The ending piece returned to an idiom which the group carried with full success. This was Homage to Paradise Valley (2019) by Jeff Scott. Not in this case the well-known Paradise Valley in Arizona, but “a now-displaced [African-American] neighborhood of Detroit,” according to the program notes. It goes on to say that Scott has a “diverse musical background as a jazz and studio musician in New York City,” and this could be readily perceived in portions of his music. The quintet performed three of the four movements. The first was “Ghost of Black Bottom,” perhaps evoking the image of a place now gone. It started with dark, low-register, reflective chords.
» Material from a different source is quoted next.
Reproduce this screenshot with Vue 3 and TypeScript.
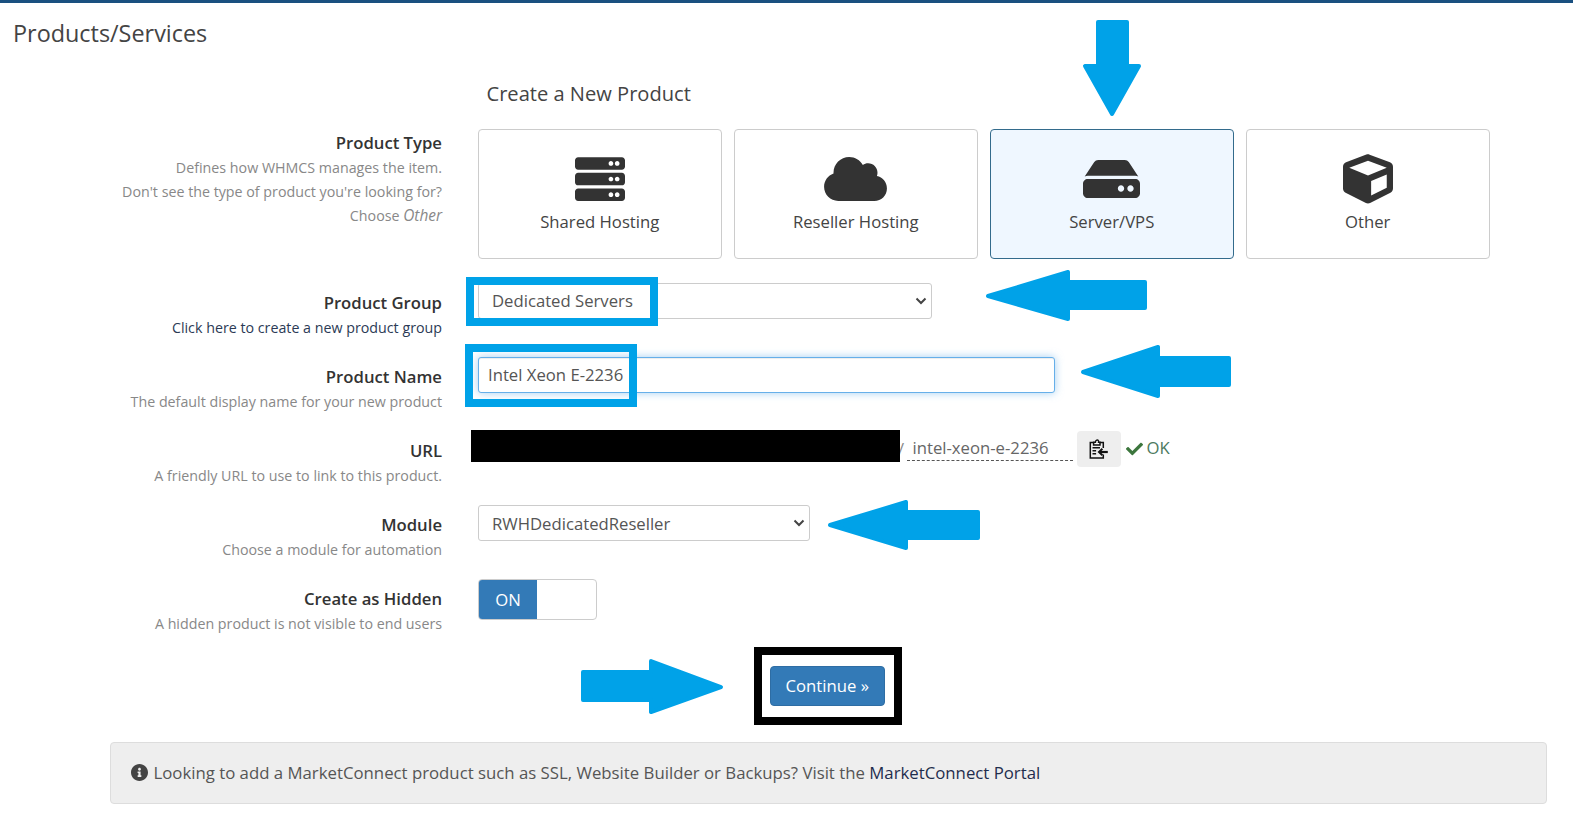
<script setup lang="ts">
interface Card { label: string; icon: string; view: string; w: number; h: number; active?: boolean }
const server = "M480 160H32c-17.673 0-32-14.327-32-32V64c0-17.673 14.327-32 32-32h448c17.673 0 32 14.327 32 32v64c0 17.673-14.327 32-32 32zm-48-88c-13.255 0-24 10.745-24 24s10.745 24 24 24 24-10.745 24-24-10.745-24-24-24zm-64 0c-13.255 0-24 10.745-24 24s10.745 24 24 24 24-10.745 24-24-10.745-24-24-24zm112 248H32c-17.673 0-32-14.327-32-32v-64c0-17.673 14.327-32 32-32h448c17.673 0 32 14.327 32 32v64c0 17.673-14.327 32-32 32zm-48-88c-13.255 0-24 10.745-24 24s10.745 24 24 24 24-10.745 24-24-10.745-24-24-24zm-64 0c-13.255 0-24 10.745-24 24s10.745 24 24 24 24-10.745 24-24-10.745-24-24-24zm112 248H32c-17.673 0-32-14.327-32-32v-64c0-17.673 14.327-32 32-32h448c17.673 0 32 14.327 32 32v64c0 17.673-14.327 32-32 32zm-48-88c-13.255 0-24 10.745-24 24s10.745 24 24 24 24-10.745 24-24-10.745-24-24-24zm-64 0c-13.255 0-24 10.745-24 24s10.745 24 24 24 24-10.745 24-24-10.745-24-24-24z";
const cloud = "M537.6 226.6c4.1-10.7 6.4-22.4 6.4-34.6 0-53-43-96-96-96-19.7 0-38.1 6-53.3 16.2C367 64.2 315.3 32 256 32c-88.4 0-160 71.6-160 160 0 2.7.1 5.4.2 8.1C40.2 219.8 0 273.2 0 336c0 79.5 64.5 144 144 144h368c70.7 0 128-57.3 128-128 0-61.9-44-113.6-102.4-125.4z";
const hdd = "M576 304v96c0 26.51-21.49 48-48 48H48c-26.51 0-48-21.49-48-48v-96c0-26.51 21.49-48 48-48h480c26.51 0 48 21.49 48 48zm-48-80a79.557 79.557 0 0 1 30.777 6.165L462.25 85.374A48.003 48.003 0 0 0 422.311 64H153.689a48 48 0 0 0-39.938 21.374L17.223 230.165A79.557 79.557 0 0 1 48 224h480zm-48 96c-17.673 0-32 14.327-32 32s14.327 32 32 32 32-14.327 32-32-14.327-32-32-32zm-96 0c-17.673 0-32 14.327-32 32s14.327 32 32 32 32-14.327 32-32-14.327-32-32-32z";
const cube = "M239.1 6.3l-208 78c-18.7 7-31.1 25-31.1 45v225.1c0 18.2 10.3 34.8 26.5 42.9l208 104c13.5 6.8 29.4 6.8 42.9 0l208-104c16.3-8.1 26.5-24.8 26.5-42.9V129.3c0-20-12.4-37.9-31.1-44.9l-208-78C262 2.2 250 2.2 239.1 6.3zM256 68.4l192 72v1.1l-192 78-192-78v-1.1l192-72zm32 356V275.5l160-65v133.9l-160 80z";
const cards: Card[] = [
  { label: "Shared Hosting", icon: server, view: "0 32 512 448", w: 50, h: 44 },
  { label: "Reseller Hosting", icon: cloud, view: "0 32 640 448", w: 63, h: 44 },
  { label: "Server/VPS", icon: hdd, view: "0 64 576 384", w: 57, h: 38, active: true },
  { label: "Other", icon: cube, view: "0 0 512 512", w: 50, h: 50 },
];
const arrows: string[] = [
  "1098,22 1127,22 1127,66 1139,66 1112,114 1085,66 1098,66",
  "988,296 1068,272 1068,282 1145,282 1145,308 1068,308 1068,319",
  "1083,372 1158,347 1158,358 1229,358 1229,385 1158,385 1158,396",
  "830,525 906,502 906,512 978,512 978,538 906,538 906,548",
  "583,672 651,672 651,661 721,687 651,712 651,700 583,700",
];
</script>

<template>
  <div class="page">
    <div class="topbar"></div>
    <h1 class="title">Products/Services</h1>
    <h2 class="subtitle">Create a New Product</h2>

    <div class="row row-type">
      <div class="lab">
        <div class="lab-title">Product Type</div>
        <div class="lab-desc">Defines how WHMCS manages the item.</div>
        <div class="lab-desc">Don't see the type of product you're looking for?</div>
        <div class="lab-desc">Choose <em>Other</em></div>
      </div>
      <div class="cards">
        <div v-for="c in cards" :key="c.label" class="card" :class="{ active: c.active }">
          <div class="card-icon">
            <svg :width="c.w" :height="c.h" :viewBox="c.view" fill="#333"><path :d="c.icon" /></svg>
          </div>
          <div class="card-label">{{ c.label }}</div>
        </div>
      </div>
    </div>

    <div class="row">
      <div class="lab">
        <div class="lab-title">Product Group</div>
        <div class="lab-desc link">Click here to create a new product group</div>
      </div>
      <select class="ctl sel-group"><option>Dedicated Servers</option></select>
    </div>

    <div class="row">
      <div class="lab">
        <div class="lab-title">Product Name</div>
        <div class="lab-desc">The default display name for your new product</div>
      </div>
      <input class="ctl inp-name" type="text" value="Intel Xeon E-2236" />
    </div>

    <div class="row">
      <div class="lab">
        <div class="lab-title">URL</div>
        <div class="lab-desc">A friendly URL to use to link to this product.</div>
      </div>
      <div class="url">
        <div class="redact"></div>
        <span class="slash">/</span>
        <span class="slug">intel-xeon-e-2236</span>
        <button class="copy" type="button" aria-label="Copy">
          <svg width="19" height="20" viewBox="0 0 19 20" fill="none" stroke="#111" stroke-width="1.5">
            <path d="M4.6 3.5H1.3v15.4h13v-3.4M14.3 9V3.5H11" />
            <path d="M4.6 6V3.2h1.8a2 2 0 0 1 2.6-2 2 2 0 0 1 .6 2H11V6z" fill="#fff" />
            <path d="M3.5 8.8h7.5M3.5 11.8h3.6M3.5 14.8h3.6" />
            <path d="M18.8 13H10.5" stroke-width="2.2" />
            <path d="M13.4 9.8L10 13l3.4 3.2" stroke-width="2" />
          </svg>
        </button>
        <svg class="check" width="17" height="14" viewBox="0 60 512 392" fill="#3c763d"><path d="M173.898 439.404l-166.4-166.4c-9.997-9.997-9.997-26.206 0-36.204l36.203-36.204c9.997-9.998 26.207-9.998 36.204 0L192 312.69 432.095 72.596c9.997-9.997 26.207-9.997 36.204 0l36.203 36.204c9.997 9.997 9.997 26.206 0 36.204l-294.4 294.401c-9.998 9.997-26.207 9.997-36.204-.001z" /></svg>
        <span class="ok">OK</span>
      </div>
    </div>

    <div class="row">
      <div class="lab">
        <div class="lab-title">Module</div>
        <div class="lab-desc">Choose a module for automation</div>
      </div>
      <select class="ctl sel-module"><option>RWHDedicatedReseller</option></select>
    </div>

    <div class="row">
      <div class="lab">
        <div class="lab-title">Create as Hidden</div>
        <div class="lab-desc">A hidden product is not visible to end users</div>
      </div>
      <div class="toggle">
        <span class="toggle-on">ON</span>
      </div>
    </div>

    <div class="actions">
      <button class="continue" type="button">Continue »</button>
    </div>

    <div class="info">
      <svg width="17" height="17" viewBox="8 8 496 496" fill="#444"><path d="M256 8C119.043 8 8 119.083 8 256c0 136.997 111.043 248 248 248s248-111.003 248-248C504 119.083 392.957 8 256 8zm0 110c23.196 0 42 18.804 42 42s-18.804 42-42 42-42-18.804-42-42 18.804-42 42-42zm56 254c0 6.627-5.373 12-12 12h-88c-6.627 0-12-5.373-12-12v-24c0-6.627 5.373-12 12-12h12v-64h-12c-6.627 0-12-5.373-12-12v-24c0-6.627 5.373-12 12-12h64c6.627 0 12 5.373 12 12v100h12c6.627 0 12 5.373 12 12v24z" /></svg>
      <span class="info-text">Looking to add a MarketConnect product such as SSL, Website Builder or Backups? Visit the <span class="portal">MarketConnect Portal</span></span>
    </div>

    <div class="mark mark-group"></div>
    <div class="mark mark-name"></div>
    <div class="mark mark-continue"></div>
    <svg class="arrows" width="1573" height="829" viewBox="0 0 1573 829">
      <polygon v-for="(p, i) in arrows" :key="i" :points="p" fill="#00a2e8" stroke="#00a2e8" stroke-width="4" stroke-linejoin="round" />
    </svg>
  </div>
</template>

<style>
html, body { margin: 0; background: #fff; }
</style>

<style scoped>
.page {
  position: relative;
  width: 1573px;
  height: 829px;
  overflow: hidden;
  background: #fff;
  font-family: "Open Sans", "Liberation Sans", sans-serif;
  font-size: 16.7px;
  color: #555;
}
.topbar { height: 3px; background: #1a5080; }
.title {
  margin: 13.5px 0 0 13px;
  font-size: 23.4px;
  line-height: 32px;
  font-weight: 400;
  color: #444;
}
.subtitle {
  margin: 31px 0 21.5px 486.5px;
  font-size: 20.1px;
  line-height: 28px;
  font-weight: 400;
  color: #444;
}
.row {
  display: flex;
  align-items: flex-start;
  gap: 36px;
  height: 74.2px;
}
.row-type { height: auto; margin-bottom: 23.5px; }
.lab {
  flex: 0 0 442px;
  padding-top: 7.5px;
  text-align: right;
  box-sizing: border-box;
}
.row-type .lab { padding-top: 0.5px; }
.lab-title { font-size: 16.7px; line-height: 26px; font-weight: 600; color: #333; }
.lab-desc { font-size: 14.25px; line-height: 24px; color: #888; }
.lab-desc em { font-size: 15.4px; }
.lab-desc.link { color: #2b3a55; }
.cards { display: flex; gap: 12.5px; }
.card {
  width: 243.5px;
  height: 129.5px;
  box-sizing: border-box;
  border: 1px solid #ccc;
  border-radius: 4px;
  background: #fff;
  text-align: center;
}
.card.active { background: #eff7ff; border-color: #336b8c; }
.card-icon {
  height: 50px;
  margin-top: 24px;
  display: flex;
  align-items: center;
  justify-content: center;
}
.card-label { margin-top: 6px; line-height: 24px; color: #444; }
.ctl {
  display: block;
  box-sizing: border-box;
  margin: 1px 0 0;
  height: 35.5px;
  font-family: inherit;
  font-size: 16.7px;
  color: #555;
  background: #fff;
  border: 1px solid #ccc;
  border-radius: 3px;
  outline: none;
}
.sel-group, .sel-module {
  appearance: none;
  padding: 0 26px 0 13px;
  background: #fff url("data:image/svg+xml,%3Csvg xmlns='http://www.w3.org/2000/svg' width='12' height='8' viewBox='0 0 12 8'%3E%3Cpath d='M1.5 1.5L6 6l4.5-4.5' fill='none' stroke='%23444' stroke-width='2'/%3E%3C/svg%3E") no-repeat right 4px center;
}
.sel-group { width: 454px; }
.sel-module { width: 332px; margin-top: 0; height: 36px; padding-top: 1px; }
.inp-name {
  width: 577px;
  padding: 0 9px;
  border-color: #66afe9;
  box-shadow: inset 0 1px 1px rgba(0, 0, 0, 0.075), 0 0 8px rgba(102, 175, 233, 0.6);
}
.url { display: flex; align-items: flex-start; margin-left: -7px; }
.redact { position: relative; z-index: 1; width: 429px; height: 32px; background: #000; }
.slash { width: 6.5px; margin: 7px 0 0 -2px; padding-right: 2px; line-height: 24px; color: #888; }
.slug {
  box-sizing: border-box;
  width: 166px;
  height: 31px;
  padding: 5px 0 0 6px;
  line-height: 25px;
  color: #666;
  border-bottom: 1px dashed #555;
}
.copy {
  width: 44px;
  height: 36px;
  margin: 1px 0 0 4px;
  padding: 0;
  border: 0;
  border-radius: 4px;
  background: #eee;
  display: flex;
  align-items: center;
  justify-content: center;
}
.check { margin: 12px 0 0 5px; }
.ok { margin: 6px 0 0 4px; line-height: 24px; color: #4c7a60; }
.toggle {
  box-sizing: border-box;
  width: 119px;
  height: 41px;
  border: 1px solid #ccc;
  border-radius: 4px;
  background: #fff;
  overflow: hidden;
}
.toggle-on {
  display: block;
  width: 58px;
  height: 100%;
  background: #337ab7;
  color: #fff;
  text-align: center;
  line-height: 39px;
  font-weight: 500;
}
.actions { margin: 13px 0 0 769.5px; }
.continue {
  display: block;
  width: 115.5px;
  height: 40px;
  padding: 0;
  border: 1px solid #2e6da4;
  border-radius: 4px;
  background: #337ab7;
  color: #fff;
  font-family: inherit;
  font-size: 16.7px;
}
.info {
  box-sizing: border-box;
  display: flex;
  align-items: center;
  gap: 6px;
  width: 1437px;
  height: 62px;
  margin: 36.5px 0 0 110px;
  padding: 0 0 2px 19.5px;
  background: #eee;
  border: 1px solid #ddd;
  border-radius: 4px;
  color: #555;
  font-size: 16.77px;
}
.portal { color: #1f2d4d; }
.mark { position: absolute; box-sizing: border-box; border: 8px solid #00a2e8; pointer-events: none; }
.mark-group { left: 466px; top: 277px; width: 192px; height: 49px; }
.mark-name { left: 465px; top: 344px; width: 172px; height: 63px; }
.mark-continue { left: 753.5px; top: 647px; width: 148.5px; height: 78px; border-color: #000; }
.arrows { position: absolute; left: 0; top: 0; pointer-events: none; }
</style>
A higher melody followed, with a beautiful shift between registers to bring it back to the opening sound. There were evocative, shivering trills and a move to a livelier, syncopated section. The earlier composer Gottschalk came to mind here.
The following movement was in the character of a spiritual, heartfelt and soulful. The accompanying instruments played softly and sensitively, creating a lovely tonal palette. The movement simply stopped at the end.
The concluding section, “Paradise Theatre Jump,” evoked both an actual theatre, and the lively, rhythmic style of jump blues, made well-known in the 1940s particularly by Louis Jordan. The piece was humorous – and required considerable rhythmic precision from the performers. The bassoon introduced a lively fugato; the movement and the suite came to a rollicking end in full fun mode.
And therewith the concert as well. No encore followed, but the audience certainly would have enjoyed one. This second appearance by the Akropolis Wind Quintet was a great success.